There are less apparent reasons for deviation. For example--

(1) Reading, writing, and number must be secured to 1A before the school "break," after which they go home. In the Time-table one or other of these subjects falls after drill and play each day.

(2) Beside the morning work there is an afternoon Time-table to be planned; and painting, handicrafts, therefore are relegated to the latter in the case of 1b. (Natural history is also a good subject to omit from a morning Time-table which is twenty minutes shorter than the prescribed.)

(3) French in Classes II and III, coming at the same time twice a week, present some difficulty, especially as children in the former are not, I believe, supposed to read or write.

(4) On certain days ten minutes after Class II has begun Geography, Grammar, English History, and Natural History 1b is due to have Painting or Handicraft. This is very difficult to arrange, and the alternative of taking Classes II and III working together in the same subject where there is only one teacher necessarily involves a change of hour for one or other of these lessons.

As to the possibility of doing the work while giving the fixed amount of time to each subject, irrespective of the hour at which the lesson is given, my own experience in general subjects is almost entirely confined to the lower classes, and to the others in languages. When I speak of "doing the work" I mean, besides the actual accomplishment of the set amount in Bible lessons, History, Geography, etc., a really satisfactory progress in reading, writing, dictation, arithmetic, and so on.

These are the main points which have impressed me:

(a) That with a number of children ten minutes does not seem enough for reading and French where one teacher has to take Ia and Ib together. Perhaps it is enough for writing in Ia if all books are to hand and all pencils in good order, but I prefer a quarter of an hour or even twenty minutes.

(b) That it is practically impossible to keep to the programme in arithmetic. A new pupil must always go on where reason demands, or, rather, if he chance to be 9 years old or more, must invariably go back and unlearn, or at least learn the reason of a few of his many already acquired parrot-like operations and formulae.
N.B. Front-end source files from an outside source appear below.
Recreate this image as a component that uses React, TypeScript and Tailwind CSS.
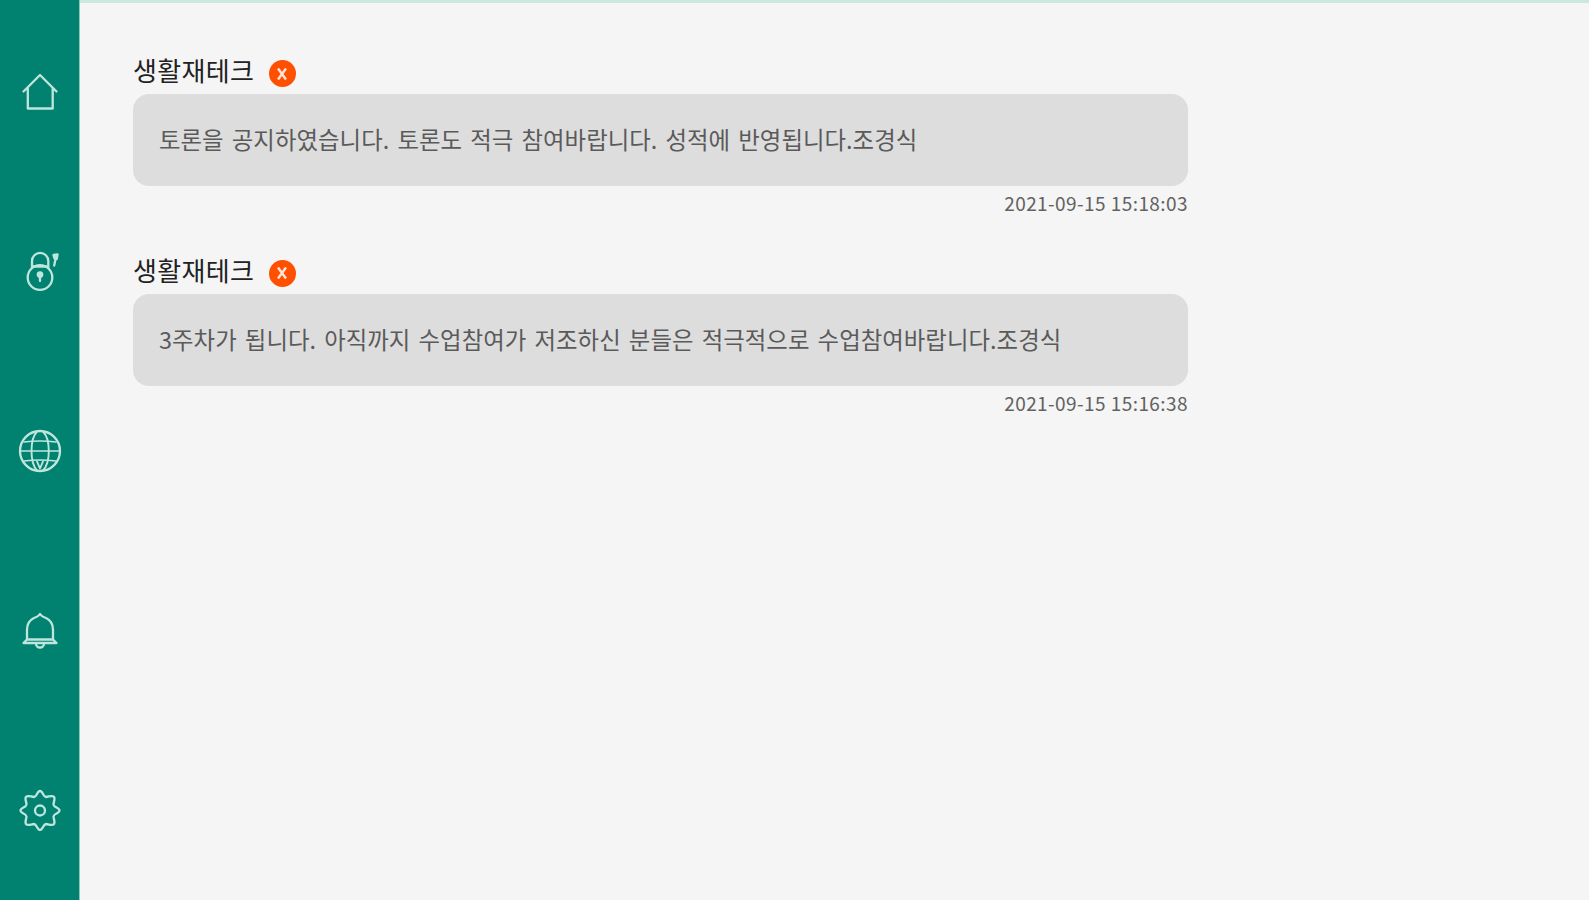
import type { ReactNode } from "react";

type Message = {
  course: string;
  body: string;
  date: string;
};

const messages: Message[] = [
  {
    course: "생활재테크",
    body: "토론을 공지하였습니다. 토론도 적극 참여바랍니다. 성적에 반영됩니다.조경식",
    date: "2021-09-15 15:18:03",
  },
  {
    course: "생활재테크",
    body: "3주차가 됩니다. 아직까지 수업참여가 저조하신 분들은 적극적으로 수업참여바랍니다.조경식",
    date: "2021-09-15 15:16:38",
  },
];

function Icon({ children }: { children: ReactNode }) {
  return (
    <svg
      viewBox="0 0 48 48"
      className="size-12 fill-none stroke-[#bfe6de] stroke-[2.3]"
      strokeLinejoin="round"
      strokeLinecap="round"
    >
      {children}
    </svg>
  );
}

function Sidebar() {
  return (
    <nav className="flex w-20 shrink-0 flex-col items-center justify-between border-r border-[#8fc6bb] bg-[#018270] pt-[68px] pb-[66px] pl-px">
      <button aria-label="홈">
        <Icon>
          <path d="M7.5 23.5 24 7l16.5 16.5M11.8 20v20.5h24.9V20" />
        </Icon>
      </button>
      <button aria-label="잠금">
        <Icon>
          <circle cx="24" cy="29.5" r="12.3" />
          <path d="M16 20v-7a8 8 0 0 1 16.3 0v7" />
          <path d="M17 18.5h14" />
          <circle cx="24" cy="26.5" r="2.2" className="fill-[#bfe6de]" />
          <path d="M24 27v6" />
          <path d="M37.5 7l4-.5-.8 4.5-2.200-.5z" className="fill-[#bfe6de]" />
          <path d="M39.5 11l-1.3 6.500" />
        </Icon>
      </button>
      <button aria-label="언어">
        <Icon>
          <circle cx="24" cy="24" r="20" />
          <path d="M4 24h40M8 15q16-2 32 0M8 34q16-2 32 0" strokeWidth="1.7" />
          <path d="M21 4.5q-5.500 6-5.500 19.500T21 43.500M27 4.500q5.800 6 5.800 19.500T27 43.500M21 34.500l3 7 3-7" strokeWidth="1.9" />
        </Icon>
      </button>
      <button aria-label="알림">
        <Icon>
          <path d="M11 32.500V22.500q0-8 7-11.500Q22.500 9.500 24 7q1.500 2.500 6 4Q37 14.500 37 22.500v10" />
          <path d="M11 32.500l-3.500 3.500h33L37 32.500z" />
          <path d="M20 36.500a4 4 0 1 0 8 0" />
        </Icon>
      </button>
      <button aria-label="설정">
        <Icon>
          <path d="M24 5C27 5 27 10.800 30 11C32.500 11 36 8.800 37.800 10.700C39.700 12.500 37.500 16 37.500 18.500C37.700 21.500 43.500 21.500 43.500 24.500C43.500 27.500 37.700 27.500 37.500 30.500C37.500 33 39.700 36.500 37.800 38.300C36 40.200 32.500 38 30 38C27 38.200 27 44 24 44C21 44 21 38.200 18 38C15.500 38 12 40.200 10.200 38.300C8.300 36.500 10.500 33 10.500 30.500C10.300 27.500 4.500 27.500 4.500 24.500C4.500 21.500 10.300 21.500 10.500 18.500C10.500 16 8.300 12.500 10.200 10.700C12 8.800 15.500 11 18 11C21 10.800 21 5 24 5z" />
          <circle cx="24" cy="24.5" r="5" />
        </Icon>
      </button>
    </nav>
  );
}

function MessageCard({ message }: { message: Message }) {
  return (
    <article className="h-[199.5px]">
      <header className="flex h-[42px] items-start gap-[14.5px]">
        <h2 className="w-[121px] whitespace-nowrap text-[26px] leading-[36px] tracking-[0.3px] text-[#222]">
          {message.course}
        </h2>
        <button
          aria-label="삭제"
          className="mt-2 flex size-[27px] items-center justify-center rounded-full bg-[#ff4f00]"
        >
          <svg viewBox="0 0 12 14" className="h-3.5 w-3 fill-none stroke-[#ffe3d4] stroke-[2.4]">
            <path d="M2 1.5l8 11M10 1.5l-8 11" />
          </svg>
        </button>
      </header>
      <p className="flex h-[92px] items-center whitespace-nowrap rounded-2xl bg-[#ddd] px-[26px] text-[23.4px] tracking-[0.04px] text-[#5a5a5a] [word-spacing:2.85px]">
        {message.body}
      </p>
      <time className="block text-right text-[19px] leading-[33px] tracking-[0.43px] text-[#626262]">
        {message.date}
      </time>
    </article>
  );
}

export default function App() {
  return (
    <div className="flex h-[900px] overflow-hidden bg-[#f5f5f5] font-['Noto_Sans_CJK_KR',sans-serif]">
      <Sidebar />
      <main className="flex-1 border-t-[3px] border-[#cce7df] pt-[49px] pl-[53px]">
        <div className="w-[1055px]">
          {messages.map((message) => (
            <MessageCard key={message.date} message={message} />
          ))}
        </div>
      </main>
    </div>
  );
}
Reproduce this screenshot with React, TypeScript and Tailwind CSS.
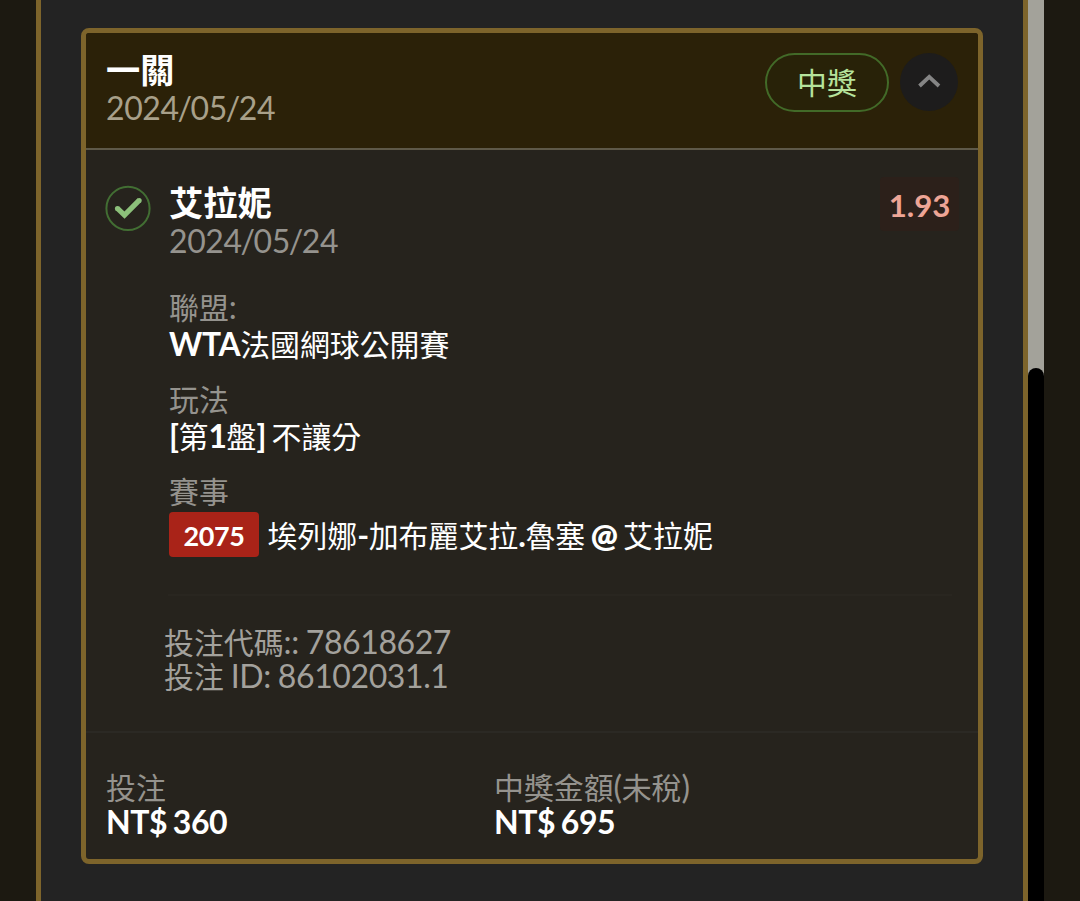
import React from 'react';

interface TextProps {
  children: React.ReactNode;
}

// chinese glyphs run a little smaller than the latin ones
const Zh = ({ children }: TextProps) => (
  <span className="text-[29.9px] leading-none font-normal tracking-normal">{children}</span>
);

const Label = ({ children }: TextProps) => (
  <div className="h-[35px] text-[32px] leading-[34px] text-[#95938e]">{children}</div>
);

const Slash = () => <span className="-mx-[1.1px]">/</span>;

const BetDate = () => (
  <div className="mt-[1px] h-[35px] text-[32px] leading-[35px]">
    2024<Slash />05<Slash />24
  </div>
);

const CheckBadge = () => (
  <svg className="block h-[46px] w-[46px]" viewBox="0 0 46 46" fill="none">
    <circle cx="23" cy="23.4" r="21.6" stroke="#426e33" strokeWidth="2" />
    <path d="M12.2 23.2L19.5 30.2L34.4 15.2" stroke="#8cc07a" strokeWidth="5.2" />
    <circle cx="12.4" cy="23.4" r="2.5" fill="#8cc07a" />
    <circle cx="34.2" cy="15.4" r="2.5" fill="#8cc07a" />
  </svg>
);

const ChevronUp = () => (
  <svg className="block h-6 w-6" viewBox="0 0 24 24" fill="none">
    <path d="M2.5 16L12.2 6.8L22 16" stroke="#858585" strokeWidth="3.8" />
  </svg>
);

const Scrollbar = () => (
  <div className="h-full w-4 bg-[#a3a29a]">
    <div className="h-[368px]" />
    <div className="h-[533px] rounded-t-full bg-black" />
  </div>
);

export default function App() {
  return (
    <div className="flex h-[901px] w-[1080px] overflow-hidden bg-[#1c1911] font-['Lato','Noto_Sans_CJK_TC',sans-serif] tracking-[-0.4px] [word-spacing:-1.8px] whitespace-nowrap text-white">
      <div className="ml-9 h-full w-[992px] border-x-5 border-[#7d642b] bg-[#232323] px-10 pt-7">
        <div className="h-[836px] w-[902px] overflow-hidden rounded-lg border-5 border-[#7d642b] bg-[#26231d]">
          {/* header */}
          <div className="flex h-[117px] justify-between border-b-2 border-[#5e5949] bg-[#2b2108] pt-[18px] pr-[20px] pl-[20px]">
            <div>
              <h2 className="h-[38px] text-[34.2px] leading-[37px] font-bold tracking-normal">一關</h2>
              <div className="text-[#a8a08a]">
                <BetDate />
              </div>
            </div>
            <div className="flex gap-3 pt-[2px]">
              <div className="-mr-[1px] flex h-[59px] w-[124px] items-center justify-center rounded-full border-2 border-[#426a28] bg-[#282208] text-[#b6e39c]">
                <Zh>中獎</Zh>
              </div>
              <button className="flex h-[58px] w-[58px] items-center justify-center rounded-full bg-[#1d1c1c]">
                <ChevronUp />
              </button>
            </div>
          </div>

          {/* bet */}
          <div className="flex h-[581px] pr-[19px] pl-[19px]">
            <div className="w-[63px] pt-[35px]">
              <CheckBadge />
            </div>
            <div className="flex-1">
              <div className="flex h-[140px] justify-between pt-[34px] pl-[1px]">
                <div>
                  <h3 className="h-[38px] text-[34.2px] leading-[38px] font-bold tracking-normal">艾拉妮</h3>
                  <div className="text-[#95938e]">
                    <BetDate />
                  </div>
                </div>
                <div className="-mt-[7px] h-[54px] w-[79px] rounded bg-[#2c201a] text-center text-[31.2px] leading-[56px] font-bold tracking-normal text-[#eea596]">
                  1.93
                </div>
              </div>

              <div className="mr-[7px] flex h-[306px] flex-col gap-5 border-b-2 border-[#292620] pl-[1px]">
                <div>
                  <Label><Zh>聯盟</Zh>:</Label>
                  <div className="h-[37px] text-[31.8px] leading-[39px] font-bold">
                    WTA<Zh>法國網球公開賽</Zh>
                  </div>
                </div>
                <div>
                  <Label><Zh>玩法</Zh></Label>
                  <div className="h-[37px] text-[31.8px] leading-[39px] font-bold">
                    [<Zh>第</Zh>1<Zh>盤</Zh>] <Zh>不讓分</Zh>
                  </div>
                </div>
                <div>
                  <Label><Zh>賽事</Zh></Label>
                  <div className="flex items-center pt-[3px] text-[32px] font-bold">
                    <span className="mr-[8.5px] h-[45px] w-[90px] rounded bg-[#a92318] text-center text-[27px] leading-[47px]">2075</span>
                    <span className="leading-[45px]">
                      <Zh>埃列娜</Zh>-<Zh>加布麗艾拉</Zh>.<Zh>魯塞</Zh>{' '}
                      <span className="font-extrabold">@</span> <Zh>艾拉妮</Zh>
                    </span>
                  </div>
                </div>
              </div>

              <div className="-ml-1 pt-[29px] text-[32px] leading-[34px] text-[#a3a19c] [word-spacing:-0.8px]">
                <div><Zh>投注代碼</Zh>:: 78618627</div>
                <div><Zh>投注</Zh> ID: 86102031.1</div>
              </div>
            </div>
          </div>

          {/* totals */}
          <div className="flex h-[128px] border-t-2 border-[#2b2924] pt-[37px] pl-[20px]">
            <div className="w-[388px]">
              <Label><Zh>投注</Zh></Label>
              <div className="text-[32px] leading-[34px] font-bold">NT$ 360</div>
            </div>
            <div>
              <Label><Zh>中獎金額</Zh>(<Zh>未稅</Zh>)</Label>
              <div className="text-[32px] leading-[34px] font-bold">NT$ 695</div>
            </div>
          </div>
        </div>
      </div>
      <Scrollbar />
    </div>
  );
}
(c) That in repetition I never remember a class containing several who cannot read, satisfactorily learning three hymns, two poems, and two passages of Scripture.

(d) That with children who learn slowly it is worth while to devote a portion of the repetition time to the words of their songs. They will blunder along in a hopeless confusion of meaningless sounds. "But surely," people say, "children soon catch the words of the song!" Many, of course, are able to repeat a verse of six or eight lines of average length after once hearing, but some less intelligent children of even 10 or 11 years old, whom one is striving daily to make think, will persist in the most absurd nonsense, until detected by their neighbours or through being called upon to sing alone.

(e) That with regard to writing--I speak particularly of transcription in Class II and IB--it is most important not to leave these children to regularly and too frequently alone. Such an arrangement, however, seems invariably necessary on account of there being seemingly more important lessons in other classes at the moment. The value of devoting more of one's own time to this than one is prompted to arrange for in drawing up a time-table, is enormous. We once completely reform the writing of Class II by stopping all independent transcription for a time, and handing the class over to someone who came to help with Ia and Ib earlier in the morning, and who stayed on later for this express purpose. The result was most satisfactory. The writing "idea" (if I may so call it) was quite changed, and I believe that other children in the class benefit by it to-day. Transcription--or rather, copying from the board--is very useful. It is a change, and it certainly makes for neatness. The teachers hand shows how a transcribed piece should look; there is something, as it were, between the print and the child's own clumsy version. Experience has taught me the value of a little "copying."

(f) That a second daily reading lesson of about quarter of an hour for young children attending school in the afternoon is a tremendous help. Their progress compared with that of others at the same age attending only once a day is very marked. A special book--often the "Children's Heroes Series" set--for the term is taken.

I will refrain from enlarging upon the involved state of affairs when there are children working partly in one class and partly in another; nor will I discuss what happens when one has a child of 10 who cannot read. Suffice it to say that one is inclined to wish that either he would go away or else that every other child would vanish into empty air, leading one free to follow absolutely strictly one of the ideal timetables to which have been so cleverly, so thoughtfully, and so comprehensively drawn up.